## WRITTEN REQUEST
Determine how many lines contain the string "index". Reply with that figure and nothing else.

## MATERIAL
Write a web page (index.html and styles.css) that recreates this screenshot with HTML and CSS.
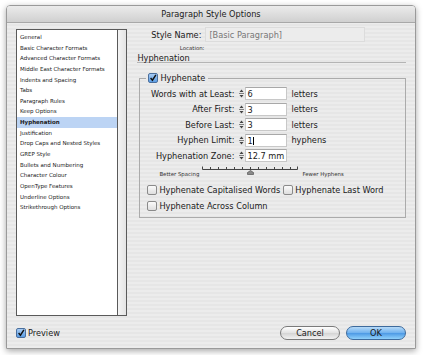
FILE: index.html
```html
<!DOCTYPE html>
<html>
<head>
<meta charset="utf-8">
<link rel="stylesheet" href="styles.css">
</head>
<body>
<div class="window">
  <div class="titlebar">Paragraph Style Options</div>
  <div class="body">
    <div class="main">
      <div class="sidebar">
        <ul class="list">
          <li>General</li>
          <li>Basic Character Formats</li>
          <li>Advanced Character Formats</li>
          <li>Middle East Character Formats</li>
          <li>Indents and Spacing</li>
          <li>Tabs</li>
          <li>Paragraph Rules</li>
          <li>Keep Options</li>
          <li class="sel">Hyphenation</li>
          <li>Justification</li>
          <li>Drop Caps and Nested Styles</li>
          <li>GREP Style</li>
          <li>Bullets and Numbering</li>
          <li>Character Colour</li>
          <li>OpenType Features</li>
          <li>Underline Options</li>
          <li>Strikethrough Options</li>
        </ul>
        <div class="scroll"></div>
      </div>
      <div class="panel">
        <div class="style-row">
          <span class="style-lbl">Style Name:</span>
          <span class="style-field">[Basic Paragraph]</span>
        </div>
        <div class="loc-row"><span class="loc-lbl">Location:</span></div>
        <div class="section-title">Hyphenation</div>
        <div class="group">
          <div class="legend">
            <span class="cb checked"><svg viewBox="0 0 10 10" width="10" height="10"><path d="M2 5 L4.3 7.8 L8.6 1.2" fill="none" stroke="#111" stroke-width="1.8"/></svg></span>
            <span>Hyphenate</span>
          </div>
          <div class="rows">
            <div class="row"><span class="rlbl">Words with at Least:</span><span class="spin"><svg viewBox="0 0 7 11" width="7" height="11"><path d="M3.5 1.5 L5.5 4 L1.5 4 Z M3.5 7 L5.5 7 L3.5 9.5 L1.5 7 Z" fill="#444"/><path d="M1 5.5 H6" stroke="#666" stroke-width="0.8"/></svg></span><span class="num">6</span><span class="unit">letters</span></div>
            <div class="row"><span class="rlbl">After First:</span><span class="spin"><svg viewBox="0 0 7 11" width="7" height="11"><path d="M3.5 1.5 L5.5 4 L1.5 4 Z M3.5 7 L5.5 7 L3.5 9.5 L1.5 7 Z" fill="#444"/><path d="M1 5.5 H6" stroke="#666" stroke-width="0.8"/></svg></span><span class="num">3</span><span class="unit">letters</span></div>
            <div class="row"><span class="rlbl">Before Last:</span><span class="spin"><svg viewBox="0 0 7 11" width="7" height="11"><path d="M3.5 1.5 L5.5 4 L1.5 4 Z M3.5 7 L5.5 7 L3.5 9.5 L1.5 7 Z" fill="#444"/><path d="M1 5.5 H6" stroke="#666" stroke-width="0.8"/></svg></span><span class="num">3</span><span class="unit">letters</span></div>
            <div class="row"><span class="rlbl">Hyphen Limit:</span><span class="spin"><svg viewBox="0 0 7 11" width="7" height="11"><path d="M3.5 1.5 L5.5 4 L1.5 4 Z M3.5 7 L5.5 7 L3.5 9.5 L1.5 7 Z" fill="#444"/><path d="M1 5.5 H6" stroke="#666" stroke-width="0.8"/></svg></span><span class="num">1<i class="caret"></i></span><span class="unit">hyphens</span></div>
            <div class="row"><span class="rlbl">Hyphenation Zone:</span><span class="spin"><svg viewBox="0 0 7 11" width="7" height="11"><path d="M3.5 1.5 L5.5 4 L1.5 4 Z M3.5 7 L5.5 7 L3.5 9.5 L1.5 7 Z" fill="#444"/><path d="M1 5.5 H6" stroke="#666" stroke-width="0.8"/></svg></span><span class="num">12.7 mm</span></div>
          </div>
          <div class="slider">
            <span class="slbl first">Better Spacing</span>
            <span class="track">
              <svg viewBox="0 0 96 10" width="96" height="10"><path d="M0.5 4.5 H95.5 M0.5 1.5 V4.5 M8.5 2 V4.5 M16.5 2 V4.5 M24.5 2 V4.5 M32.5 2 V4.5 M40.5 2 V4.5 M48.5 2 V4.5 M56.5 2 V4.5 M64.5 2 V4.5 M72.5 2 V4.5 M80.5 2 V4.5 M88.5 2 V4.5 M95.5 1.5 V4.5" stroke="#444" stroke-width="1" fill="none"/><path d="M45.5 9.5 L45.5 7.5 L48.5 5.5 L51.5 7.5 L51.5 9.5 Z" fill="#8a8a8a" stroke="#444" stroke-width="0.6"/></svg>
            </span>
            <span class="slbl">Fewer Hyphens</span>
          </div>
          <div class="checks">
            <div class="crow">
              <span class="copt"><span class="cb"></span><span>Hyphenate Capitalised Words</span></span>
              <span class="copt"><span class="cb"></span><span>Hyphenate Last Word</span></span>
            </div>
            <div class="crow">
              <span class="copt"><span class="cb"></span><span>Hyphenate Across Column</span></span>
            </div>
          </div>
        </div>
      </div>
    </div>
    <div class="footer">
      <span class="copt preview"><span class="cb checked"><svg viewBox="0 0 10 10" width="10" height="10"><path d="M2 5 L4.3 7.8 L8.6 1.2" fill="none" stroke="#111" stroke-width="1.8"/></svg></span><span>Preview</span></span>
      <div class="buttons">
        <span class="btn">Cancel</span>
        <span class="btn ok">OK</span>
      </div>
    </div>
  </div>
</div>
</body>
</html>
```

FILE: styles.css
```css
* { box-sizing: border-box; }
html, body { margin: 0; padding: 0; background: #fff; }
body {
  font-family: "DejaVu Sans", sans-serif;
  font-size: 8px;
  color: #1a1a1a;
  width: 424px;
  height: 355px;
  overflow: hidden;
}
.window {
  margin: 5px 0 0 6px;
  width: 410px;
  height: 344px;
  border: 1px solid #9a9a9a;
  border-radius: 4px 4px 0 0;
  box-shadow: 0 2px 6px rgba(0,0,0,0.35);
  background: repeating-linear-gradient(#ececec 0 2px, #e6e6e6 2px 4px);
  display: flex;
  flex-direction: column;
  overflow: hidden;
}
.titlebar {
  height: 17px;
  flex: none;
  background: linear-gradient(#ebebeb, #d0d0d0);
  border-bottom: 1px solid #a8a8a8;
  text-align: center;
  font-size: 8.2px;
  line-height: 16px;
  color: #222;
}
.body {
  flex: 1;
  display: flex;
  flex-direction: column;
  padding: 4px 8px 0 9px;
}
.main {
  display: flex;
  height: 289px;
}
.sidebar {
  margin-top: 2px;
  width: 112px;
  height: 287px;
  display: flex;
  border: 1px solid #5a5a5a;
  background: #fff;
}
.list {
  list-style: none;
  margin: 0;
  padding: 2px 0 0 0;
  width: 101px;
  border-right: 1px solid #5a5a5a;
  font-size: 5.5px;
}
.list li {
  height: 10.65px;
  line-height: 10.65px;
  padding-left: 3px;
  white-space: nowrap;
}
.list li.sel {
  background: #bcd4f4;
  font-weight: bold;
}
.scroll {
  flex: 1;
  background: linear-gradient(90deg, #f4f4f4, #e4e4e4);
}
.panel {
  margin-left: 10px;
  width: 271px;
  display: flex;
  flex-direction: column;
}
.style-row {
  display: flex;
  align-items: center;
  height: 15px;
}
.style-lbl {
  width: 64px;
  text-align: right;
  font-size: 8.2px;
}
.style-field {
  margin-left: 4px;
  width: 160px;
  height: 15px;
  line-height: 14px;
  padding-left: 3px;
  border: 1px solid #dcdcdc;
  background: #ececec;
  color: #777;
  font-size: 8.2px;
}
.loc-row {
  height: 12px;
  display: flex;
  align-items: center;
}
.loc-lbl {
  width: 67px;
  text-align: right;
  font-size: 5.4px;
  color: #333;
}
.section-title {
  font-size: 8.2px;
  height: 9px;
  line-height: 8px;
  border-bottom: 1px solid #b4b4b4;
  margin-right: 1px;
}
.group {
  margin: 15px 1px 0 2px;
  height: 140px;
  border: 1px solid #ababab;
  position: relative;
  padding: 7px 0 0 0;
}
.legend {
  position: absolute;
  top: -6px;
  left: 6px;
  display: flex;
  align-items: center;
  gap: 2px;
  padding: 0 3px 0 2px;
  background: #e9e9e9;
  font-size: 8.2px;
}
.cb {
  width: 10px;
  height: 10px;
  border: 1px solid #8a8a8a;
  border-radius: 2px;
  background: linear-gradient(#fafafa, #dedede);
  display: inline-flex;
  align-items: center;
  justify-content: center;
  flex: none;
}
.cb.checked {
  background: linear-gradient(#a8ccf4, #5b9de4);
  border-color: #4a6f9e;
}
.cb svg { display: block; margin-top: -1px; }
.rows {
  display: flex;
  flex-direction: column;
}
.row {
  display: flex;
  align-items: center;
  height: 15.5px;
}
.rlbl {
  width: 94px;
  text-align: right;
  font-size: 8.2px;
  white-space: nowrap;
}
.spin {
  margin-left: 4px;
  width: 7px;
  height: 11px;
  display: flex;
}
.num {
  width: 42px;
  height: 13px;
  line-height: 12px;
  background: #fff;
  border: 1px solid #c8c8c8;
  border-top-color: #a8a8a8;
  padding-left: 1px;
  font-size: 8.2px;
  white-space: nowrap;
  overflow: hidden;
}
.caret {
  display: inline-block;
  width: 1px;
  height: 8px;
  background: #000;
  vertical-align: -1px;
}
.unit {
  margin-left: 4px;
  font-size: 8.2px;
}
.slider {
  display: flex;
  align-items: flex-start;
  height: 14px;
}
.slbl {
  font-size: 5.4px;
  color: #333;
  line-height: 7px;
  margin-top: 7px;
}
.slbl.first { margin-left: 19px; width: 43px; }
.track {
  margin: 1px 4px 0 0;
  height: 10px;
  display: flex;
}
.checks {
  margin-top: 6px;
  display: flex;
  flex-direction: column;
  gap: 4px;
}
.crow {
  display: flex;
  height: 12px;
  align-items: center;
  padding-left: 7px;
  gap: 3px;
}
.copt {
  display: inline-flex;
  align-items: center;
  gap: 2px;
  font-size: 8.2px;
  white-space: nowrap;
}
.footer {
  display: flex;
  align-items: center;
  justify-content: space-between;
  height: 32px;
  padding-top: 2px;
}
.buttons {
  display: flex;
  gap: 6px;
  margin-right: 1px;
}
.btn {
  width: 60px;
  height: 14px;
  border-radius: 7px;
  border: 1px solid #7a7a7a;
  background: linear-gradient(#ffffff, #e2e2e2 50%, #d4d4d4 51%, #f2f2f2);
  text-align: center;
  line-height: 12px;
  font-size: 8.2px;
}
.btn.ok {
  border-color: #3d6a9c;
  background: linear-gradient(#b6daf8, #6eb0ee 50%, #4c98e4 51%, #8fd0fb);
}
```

## FULL OUTPUT
2